You don't have to tear up the pool, dig a 1' diameter circular hole just outside the deck off the deep end, as deep as you can go (a contractor with the right equipment could do this in 10 min with the right equipment) with post hole digger or similar. Sink a 10" or 12" piece of perforated PVC in the hole. Drop a submersible pump in the hole and keep it pumped dry. Direct the output as far away from the pool as possible (storm drain?).

Within a cpl days you will drop the water level in the soil to the level of the bottom of the hole.
 
Lershac said:
You don't have to tear up the pool, dig a 1' diameter circular hole just outside the deck off the deep end, as deep as you can go (a contractor with the right equipment could do this in 10 min with the right equipment) with post hole digger or similar.
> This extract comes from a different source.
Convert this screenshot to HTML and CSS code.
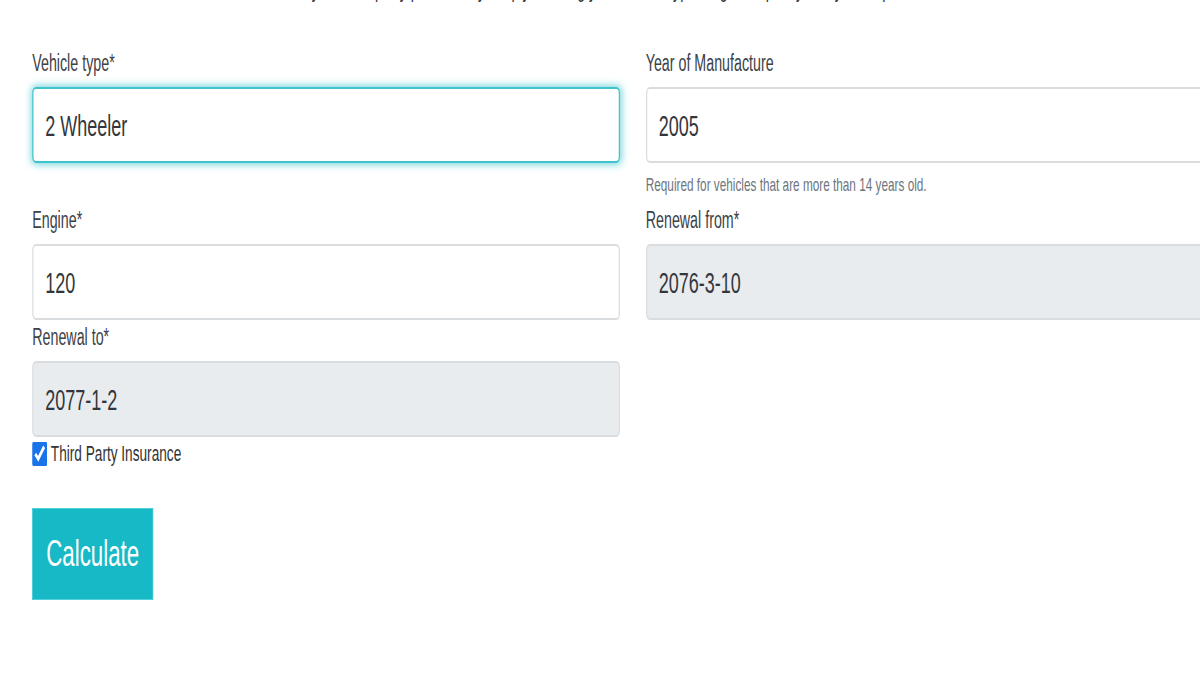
FILE: index.html
```html
<!DOCTYPE html>
<html lang="en">
<head>
  <meta charset="UTF-8">
  <title>Third Party Insurance Calculator</title>
  <link rel="stylesheet" href="styles.css">
</head>
<body>
  <div class="page">
    <p class="intro">Find your third party premium by simply entering your vehicle type, engine capacity and year of purchase below.</p>

    <form class="calc-form" onsubmit="return false;">
      <div class="form-grid">
        <div class="form-group">
          <label for="vehicleType">Vehicle type*</label>
          <input id="vehicleType" class="form-control focused" type="text" value="2 Wheeler">
        </div>

        <div class="form-group">
          <label for="year">Year of Manufacture</label>
          <input id="year" class="form-control" type="text" value="2005">
          <small class="help">Required for vehicles that are more than 14 years old.</small>
        </div>

        <div class="form-group">
          <label for="engine">Engine*</label>
          <input id="engine" class="form-control" type="text" value="120">
        </div>

        <div class="form-group">
          <label for="renewFrom">Renewal from*</label>
          <input id="renewFrom" class="form-control" type="text" value="2076-3-10" readonly>
        </div>

        <div class="form-group">
          <label for="renewTo">Renewal to*</label>
          <input id="renewTo" class="form-control" type="text" value="2077-1-2" readonly>
          <div class="check">
            <input id="thirdParty" type="checkbox" checked>
            <label for="thirdParty">Third Party Insurance</label>
          </div>
        </div>
      </div>

      <button type="submit" class="btn-calc">Calculate</button>
    </form>
  </div>
</body>
</html>
```

FILE: styles.css
```css
html, body {
  margin: 0;
  overflow: hidden;
  background: #fff;
}
body {
  font-family: "Liberation Sans Narrow", "Liberation Sans", Arial, sans-serif;
  color: #3a3f44;
}
.page {
  box-sizing: border-box;
  width: 2041px;
  padding: 0 52px;
  transform: scaleX(0.62);
  transform-origin: 0 0;
}
.intro {
  margin: -25px 0 0;
  font-size: 23px;
  line-height: 28px;
  text-align: center;
  color: #333;
}
.form-grid {
  display: grid;
  grid-template-columns: 1fr 1fr;
  column-gap: 42px;
  margin-top: 46px;
}
.form-group {
  display: flex;
  flex-direction: column;
  margin-bottom: 3px;
}
.form-group > label {
  font-size: 23px;
  line-height: 28px;
  margin-bottom: 10px;
  color: #3d4247;
}
.form-control {
  box-sizing: border-box;
  height: 76px;
  padding: 2px 19px 0;
  font-family: inherit;
  font-size: 29px;
  color: #33373b;
  background: #fff;
  border: 2px solid #dadde0;
  border-radius: 6px;
  outline: none;
}
.form-control[readonly] {
  background: #e9ecef;
}
.form-control.focused {
  border-color: #3ec3cd;
  box-shadow: 0 0 10px 2px rgba(23, 185, 198, 0.55);
}
.help {
  margin: 10px 0 6px;
  font-size: 19px;
  line-height: 24px;
  color: #6c757d;
}
.check {
  display: flex;
  align-items: center;
  margin-top: 3px;
}
.check input {
  width: 24px;
  height: 24px;
  margin: 0 6px 0 0;
  accent-color: #1a73e8;
}
.check label {
  font-size: 22px;
  line-height: 28px;
  color: #333;
}
.btn-calc {
  margin-top: 37px;
  width: 195px;
  height: 92px;
  padding: 0;
  font-family: inherit;
  font-size: 36px;
  color: #fff;
  background: #17b9c6;
  border: 1px solid #4fd0da;
  border-radius: 0;
  cursor: pointer;
}
```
Sink a 10" or 12" piece of perforated PVC in the hole. Drop a submersible pump in the hole and keep it pumped dry. Direct the output as far away from the pool as possible (storm drain?).

Within a cpl days you will drop the water level in the soil to the level of the bottom of the hole.

Don't forget to put a little gravel at the bottom of the tube once it's been sunk so you're not dropping the pump into dirt/mud. Also, sleeve the tube with one of those sock things to keep dirt and silt from infiltrating and filling the pipe.

It seems like the deck on the side where the leak is happening is only 3' or so wide right? That seems like an ideal place to sink the well point, especially if you pitch it a few degrees to get closer to the pool base but it's really not that big of a difference.